The 8 Potential Focus Areas to Grow Your Business

Over the years of working in the trenches with our clients, we have identified eight key stumbling blocks to growing a prosperous organization. Through identifying these patterns and opportunities within your team, you can take new steps towards growth, change and innovation.

  1. Most business plans lack real strategy. Just by setting higher goals than last year will not reflect how you are going to win in the market. Tacking on a set percentage increase rarely works to engage people towards breakthroughs; but typically deflates them instead. Longer term ‘infinite’ strategies that are inclusive and transparent are required today.
  2. Most companies manage their income, rather than value creation for their customers. As a result, their offering is not compelling enough to the ever-changing motives of the market. Change through the lens of financial income is an important element but standing alone is shortsighted.  Customers and clients care more about the experience they receive, not your profit statements.
  3. Business strategies are not clearly thought out and very few people in the company understand them. The best strategies have everyone’s fingerprints on them. People will support what they help create, and reject change as forced on them. Most organizations are not organized around their strategy and an established market position.
  4. Only 17% of Canadians are engaged in their companies. They do not realize where the business is going, how the company makes money and how their role contributes to growth initiatives.  Your work as a leader must be centered around this fact and working to create a new culture that will not only attract but retain great people.
  5. Fewer than 10% of well formulated strategies are successfully implemented according to David Norton and Robert Kaplan, authors of The Balanced Scorecard. They cite poor execution, lack of alignment and follow-up. Measured execution of change is an acquired taste and at first most people default to fuzzy thinking, resulting in poor strategy and execution.
  6. Only 30% of companies in Canada invest in their people’s growth which limits a business’ capacity.
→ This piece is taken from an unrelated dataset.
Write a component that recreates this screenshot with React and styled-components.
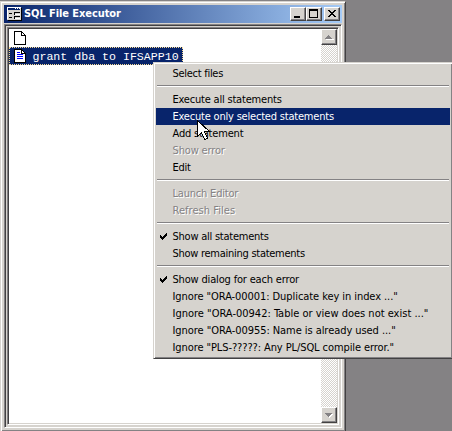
import React from "react";
import styled, { createGlobalStyle } from "styled-components";

const face = "#d6d3ce";
const shade = "#848284";
const dark = "#424142";
const navy = "#08246b";

const GlobalStyle = createGlobalStyle`
  * { box-sizing: border-box; }
  body { margin: 0; overflow: hidden; background: ${shade}; }
`;

const Desktop = styled.div`
  position: relative;
  width: 452px;
  height: 431px;
  padding-top: 1px;
  background: ${shade};
  overflow: hidden;
  font-family: "DejaVu Sans Condensed", "DejaVu Sans", sans-serif;
  font-stretch: condensed;
  font-size: 11px;
  cursor: default;
`;

const WindowFrame = styled.div`
  width: 346px;
  height: 431px;
  background: ${face};
  border: 1px solid;
  border-color: ${face} ${dark} ${dark} ${face};
  box-shadow: inset 1px 1px #fff, inset -1px -1px ${shade};
  padding: 3px;
  display: flex;
  flex-direction: column;
`;

const TitleBar = styled.div`
  height: 18px;
  flex: none;
  display: flex;
  align-items: center;
  padding: 0 2px;
  background: linear-gradient(90deg, #08246b, #a5cbf7);
`;

const TitleText = styled.span`
  flex: 1;
  padding-left: 2px;
  color: #fff;
  font-weight: bold;
  line-height: 18px;
  white-space: nowrap;
  letter-spacing: ${(p) => p.$track}px;
`;

const Raised = styled.div`
  flex: none;
  width: 16px;
  height: ${(p) => p.$height || 14}px;
  margin-left: ${(p) => p.$gap || 0}px;
  background: ${face};
  border: 1px solid;
  border-color: #fff ${dark} ${dark} #fff;
  box-shadow: inset -1px -1px ${shade};
  svg { display: block; }
`;

const Sunken = styled.div`
  height: 404px;
  flex: none;
  margin-top: 1px;
  border: 1px solid;
  border-color: ${shade} #fff #fff ${shade};
  box-shadow: inset 1px 1px ${dark};
  padding: 2px 2px 2px 1px;
  background: ${face};
`;

const ListFrame = styled.div`
  height: 398px;
  border: 1px solid;
  border-color: ${shade} #fff #fff ${shade};
  padding: 1px;
  box-shadow: inset 1px 1px ${dark}, inset -1px -1px ${face};
  display: flex;
  margin-left: 1px;
`;

const List = styled.div`
  flex: 1;
  background: #fff;
`;

const ListRow = styled.div`
  display: flex;
  align-items: center;
  width: 174px;
  height: 18px;
  padding-left: 4px;
  border: 1px ${(p) => (p.$selected ? "dotted #f7db94" : "solid transparent")};
  background: ${(p) => (p.$selected ? navy : "transparent")};
  color: #fff;
  svg { flex: none; }
`;

const Statement = styled.span`
  padding: 2px 0 0 6.5px;
  font: 11.6px/16px "Liberation Mono", "Courier New", monospace;
  white-space: pre;
`;

const ScrollBar = styled.div`
  width: 16px;
  flex: none;
  display: flex;
  flex-direction: column;
  justify-content: space-between;
  background: repeating-conic-gradient(${face} 0 25%, #fff 0 50%) 0 0 / 2px 2px;
`;

const Menu = styled.div`
  position: absolute;
  left: 153px;
  top: 62px;
  width: 300px;
  height: 297px;
  padding: 2px;
  background: ${face};
  border: 1px solid;
  border-color: ${face} ${dark} ${dark} ${face};
  box-shadow: inset 1px 1px #fff, inset -1px -1px ${shade};
`;

const MenuItem = styled.div`
  display: flex;
  height: 17px;
  line-height: 18px;
  white-space: nowrap;
  letter-spacing: ${(p) => p.$track || 0}px;
  color: ${(p) => (p.$active ? "#fff" : p.$disabled ? shade : "#000")};
  background: ${(p) => (p.$active ? navy : "transparent")};
  text-shadow: ${(p) => (p.$disabled ? "1px 1px #fff" : "none")};
`;

const CheckSlot = styled.span`
  width: 16.5px;
  flex: none;
  padding: 5px 0 0 4px;
  svg { display: block; }
`;

const Separator = styled.div`
  height: 2px;
  margin: 3px 1px 4px;
  border-top: 1px solid ${shade};
  border-bottom: 1px solid #fff;
`;

const Pointer = styled.svg`
  position: absolute;
  left: 197px;
  top: 120px;
`;

const FormIcon = () => (
  <svg width="16" height="16" viewBox="0 0 16 16" shapeRendering="crispEdges">
    <path fill="#d6d3ce" d="M1 2h14v12H1z" />
    <path fill="#fff" d="M1 1h14v1H2v11H1z" />
    <path fill="#000" d="M15 2h1v13H2v-1h13z" />
    <path fill="#08246b" d="M2 2h12v2H2z" />
    <path fill="#fff" d="M9 2h1v1H9zM11 2h1v1h-1zM13 2h1v1h-1z" />
    <path fill="#000" d="M3 7h3v1H3zM3 11h3v1H3zM8 6h6v1H9v2H8zM8 10h6v1H9v2H8z" />
    <path fill="#fff" d="M9 8h5v1H9zM9 12h5v1H9z" />
  </svg>
);

const PageIcon = ({ lines }) => (
  <svg width="12" height="14" viewBox="0 0 12 14" shapeRendering="crispEdges">
    <path d="M.5.5h7l4 4v9H.5z" fill="#fff" stroke="#000" />
    <path d="M7.5.5v4h4" fill="none" stroke="#000" />
    {lines && <path d="M3 3.5h3M3 5.5h6M3 7.5h6M3 9.5h6" stroke="#0000ff" />}
  </svg>
);

const Check = () => (
  <svg width="7" height="7" viewBox="0 0 7 7" shapeRendering="crispEdges">
    <path d="M0 2h1v1h1v1h1V3h1V2h1V1h1V0h1v3H6v1H5v1H4v1H3v1H2V6H1V5H0z" />
  </svg>
);

const entries = [
  { text: "Select files", track: -0.28 },
  null,
  { text: "Execute all statements", track: -0.2 },
  { text: "Execute only selected statements", active: true, track: -0.2 },
  { text: "Add statement", track: -0.18 },
  { text: "Show error", disabled: true, track: -0.15 },
  { text: "Edit", track: -0.3 },
  null,
  { text: "Launch Editor", disabled: true, track: -0.2 },
  { text: "Refresh Files", disabled: true, track: 0.04 },
  null,
  { text: "Show all statements", checked: true, track: -0.24 },
  { text: "Show remaining statements", track: -0.27 },
  null,
  { text: "Show dialog for each error", checked: true, track: -0.17 },
  { text: 'Ignore "ORA-00001: Duplicate key in index ..."', track: -0.07 },
  { text: 'Ignore "ORA-00942: Table or view does not exist ..."' },
  { text: 'Ignore "ORA-00955: Name is already used ..."', track: -0.06 },
  { text: 'Ignore "PLS-?????: Any PL/SQL compile error."', track: -0.09 },
];

export default function App() {
  return (
    <Desktop>
      <GlobalStyle />
      <WindowFrame>
        <TitleBar>
          <FormIcon />
          <TitleText $track={-0.08}>SQL File Executor</TitleText>
          <Raised>
            <svg width="14" height="12"><path d="M3 8h6v2H3z" /></svg>
          </Raised>
          <Raised>
            <svg width="14" height="12" shapeRendering="crispEdges">
              <path fillRule="evenodd" d="M2 1h9v9H2zM3 3v6h7V3z" />
            </svg>
          </Raised>
          <Raised $gap={2}>
            <svg width="14" height="12" shapeRendering="crispEdges">
              <path d="M3 2h2v1h1v1h2V3h1V2h2v1h-1v1H9v1H8v1h1v1h1v1h1v1H9V8H8V7H6v1H5v1H3V8h1V7h1V6h1V5H5V4H4V3H3z" />
            </svg>
          </Raised>
        </TitleBar>
        <Sunken>
          <ListFrame>
            <List>
              <ListRow><PageIcon /></ListRow>
              <ListRow $selected>
                <PageIcon lines />
                <Statement>grant dba to IFSAPP10</Statement>
              </ListRow>
            </List>
            <ScrollBar>
              <Raised $height={16}>
                <svg width="14" height="14" shapeRendering="crispEdges">
                  <path fill="#fff" d="M4 9h8v1H4z" />
                  <path fill={shade} d="M6 5h1v1h1v1h1v1h1v1H3V8h1V7h1V6h1z" />
                </svg>
              </Raised>
              <Raised $height={16}>
                <svg width="14" height="14" shapeRendering="crispEdges">
                  <path fill="#fff" d="M4 6h7v1h-1v1H9v1H8v1H7V9H6V8H5V7H4z" />
                  <path fill={shade} d="M3 5h7v1H9v1H8v1H7v1H6V8H5V7H4V6H3z" />
                </svg>
              </Raised>
            </ScrollBar>
          </ListFrame>
        </Sunken>
      </WindowFrame>
      <Menu>
        {entries.map((e, i) =>
          e ? (
            <MenuItem key={i} $active={e.active} $disabled={e.disabled} $track={e.track}>
              <CheckSlot>{e.checked && <Check />}</CheckSlot>
              {e.text}
            </MenuItem>
          ) : (
            <Separator key={i} />
          )
        )}
      </Menu>
      <Pointer width="13" height="21" viewBox="0 0 13 21" shapeRendering="crispEdges">
        <path d="M.5.5v16l4-4 3 7 3-1-3-7h5z" fill="#fff" stroke="#000" />
      </Pointer>
    </Desktop>
  );
}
Those who do, often spend valuable resources of time and money on training that produce little impact.  They spend resources trying to ‘fix’ poor performers, while ignoring the ones wanting to contribute more and learn new skills.  Have you ever noticed it is not to the problem people who leave companies, it is the ones once considered but ignored because they were ‘just fine’ in your eyes?  Remember, people do not leave bad companies, they leave bad managers.
  7. Sales strategies, prospecting management systems and existing client service standards are not planned out and executed. As a result, most companies spend money only on generating leads and marketing for new business. They do not necessarily ignore, but instead, take for granted the existing clients who serve as reference and upsell potentials.
  8. Most leaders add leaders like them rather than choose business savvy people who are disciplined in business creation, performance coaching and leadership skills.


Think about whether your company might be making these mistakes.  These mistakes are common in virtually all growing businesses.  However, identifying and correcting them can create dramatic performance gains in sales profitability and net worth.  Those individuals who are invited to tackle them can become high performing leaders of the future for their company.